A política nacional de regionalização e a descentralização orçamentária proposta pelo governo Lula, no caso do turismo, levaram à criação de fóruns estaduais e de conselhos municipais que, hoje, apresentam estágios diferenciados de desenvolvimento e de qualidade técnica.

As questões da governança regional (GR) em turismo no Brasil e o PRT

O PRT e a visão federalpara a governança regional

O Programa de Regionalização do Turismo - Roteiros do Brasil (PRT/RB), lançado de 2003 pelo Ministério do Turismo (MTur), visou

estimular em todo o país a adoção de um novo modelo de gestão descentralizada, coordenada e integrada, com base nos princípios da flexibilidade, articulação, mobilização, cooperação intersetorial e interinstitucional, e na sinergia de decisões

.

O documento orientador do programa, lançado em 2004, previa que os agentes públicos e privados

deveriam estar unidos em torno de objetivos comuns como: a estruturação dos destinos turísticos; a qualificação do produto turístico; a diversificação da oferta turística; a ampliação e qualificação do mercado de trabalho; a ampliação de seu consumo no mercado internacional; e o aumento da taxa de permanência e do gasto médio do turista em seu destino.

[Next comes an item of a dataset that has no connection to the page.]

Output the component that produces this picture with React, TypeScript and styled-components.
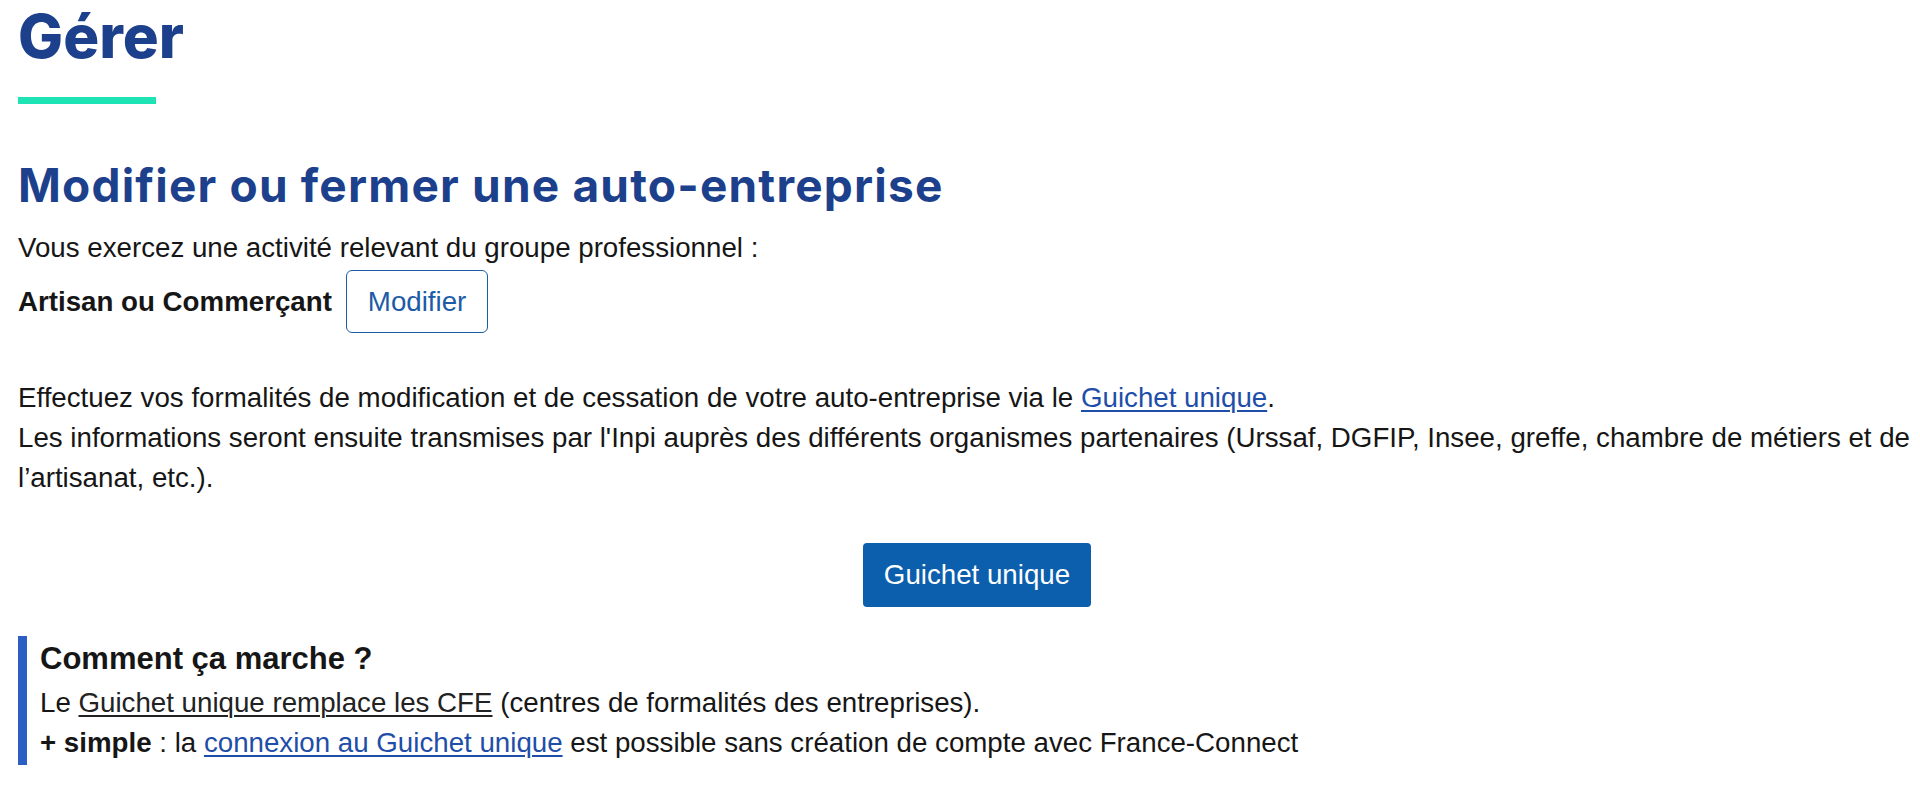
import React from 'react'
import styled, { createGlobalStyle } from 'styled-components'

const GlobalStyle = createGlobalStyle`
  html, body {
    margin: 0;
    padding: 0;
    background: #ffffff;
    overflow: hidden;
  }
  body {
    font-family: "Liberation Sans", Arial, sans-serif;
    color: #161616;
  }
`

const Page = styled.main`
  width: 1918px;
  padding-left: 18px;
  font-size: 27.7px;
  line-height: 40px;
`

const Title = styled.h1`
  margin: 0;
  font-family: Inter, "Noto Sans", sans-serif;
  font-weight: 800;
  font-size: 60px;
  line-height: 72px;
  color: #1d408c;
`

const Accent = styled.div`
  margin-top: 25px;
  width: 138px;
  height: 7px;
  background: #1ee3b5;
`

const Subtitle = styled.h2`
  margin: 54px 0 15px;
  font-family: Inter, "Noto Sans", sans-serif;
  font-weight: 700;
  font-size: 46px;
  line-height: 55px;
  letter-spacing: 1.2px;
  color: #1d408c;
`

const Text = styled.p<{ $mt?: number }>`
  margin: ${({ $mt }) => $mt ?? 0}px 0 0;
`

const ProfileRow = styled.div`
  display: flex;
  align-items: center;
  gap: 14px;
  margin-top: 2px;
`

const Strong = styled.strong`
  font-weight: 700;
`

const OutlineButton = styled.button`
  font-family: inherit;
  font-size: 27.7px;
  line-height: 40px;
  padding: 10.5px 21px;
  color: #1c5ca6;
  background: #ffffff;
  border: 1.5px solid #1c5ca6;
  border-radius: 6px;
  cursor: pointer;
`

const Link = styled.a<{ $tone?: 'blue' | 'dark' }>`
  color: ${({ $tone }) => ($tone === 'dark' ? '#222222' : '#1f4ea8')};
  text-decoration: underline;
  text-underline-offset: 3px;
  text-decoration-thickness: 1.5px;
`

const Centered = styled.div`
  display: flex;
  justify-content: center;
  margin-top: 45px;
`

const PrimaryButton = styled.a`
  display: inline-block;
  font-size: 27.7px;
  line-height: 40px;
  padding: 12px 21px;
  color: #ffffff;
  background: #0c5fad;
  border-radius: 4px;
  text-decoration: none;
`

const Callout = styled.section`
  margin-top: 29px;
  padding: 6px 0 2px 13px;
  border-left: 9px solid #2c5ec4;
`

const CalloutTitle = styled.h3`
  margin: 0 0 7px;
  font-size: 31px;
  line-height: 34px;
  font-weight: 700;
  color: #161616;
`

const App = () => (
  <>
    <GlobalStyle />
    <Page>
      <Title>Gérer</Title>
      <Accent />
      <Subtitle>Modifier ou fermer une auto-entreprise</Subtitle>
      <Text>Vous exercez une activité relevant du groupe professionnel :</Text>
      <ProfileRow>
        <Strong>Artisan ou Commerçant</Strong>
        <OutlineButton type="button">Modifier</OutlineButton>
      </ProfileRow>
      <Text $mt={45}>
        Effectuez vos formalités de modification et de cessation de votre auto-entreprise via le{' '}
        <Link href="#">Guichet unique</Link>.
        <br />
        Les informations seront ensuite transmises par l'Inpi auprès des différents organismes partenaires (Urssaf,
        DGFIP, Insee, greffe, chambre de métiers et de l’artisanat, etc.).
      </Text>
      <Centered>
        <PrimaryButton href="#">Guichet unique</PrimaryButton>
      </Centered>
      <Callout>
        <CalloutTitle>Comment ça marche ?</CalloutTitle>
        <Text>
          Le <Link href="#" $tone="dark">Guichet unique remplace les CFE</Link> (centres de formalités des entreprises).
        </Text>
        <Text>
          <Strong>+ simple</Strong> : la <Link href="#">connexion au Guichet unique</Link> est possible sans création de
          compte avec France-Connect
        </Text>
      </Callout>
    </Page>
  </>
)

export default App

Recorrendo à prática de oficinas de planejamento, foram identificadas 219 regiões turísticas em todo o país, bem como as potencialidades e necessidades de cada uma dessas regiões, levando em consideração o respeito às peculiaridades locais e tendo em vista o desenvolvimento turístico regional. Para a sua implementação, o programa definiu como base estruturante, nove módulos, cuja etapa 3 referia-se à institucionalização da instância de governança regional. Ainda segundo o documento orientador do Ministério do Turismo, tal instância de GR a ser estabelecida teria como estratégias primordiais:

1) organizar e coordenar os diversos atores;

2) avaliar e endossar projetos elaborados por esses atores;

3) mobilizar parceiros regionais;

4) trabalhar o planejamento e a gestão dos produtos turísticos;

5) integrar as ações intra-regionais e interinstitucionais;

6) realizar o planejamento, acompanhamento, monitoria e avaliação; e

7) captar recursos.

É importante notar que no mesmo documento, no subtítulo "4.3.2 Formato e Instrumentos", o Ministério do Turismo (MTur) frisa que "a estrutura, o formato e o caráter jurídico da instância de governança ficarão a cargo dos envolvidos, podendo ser um fórum, um conselho ou outro tipo de colegiado." (BRASIL, 2004, p.28)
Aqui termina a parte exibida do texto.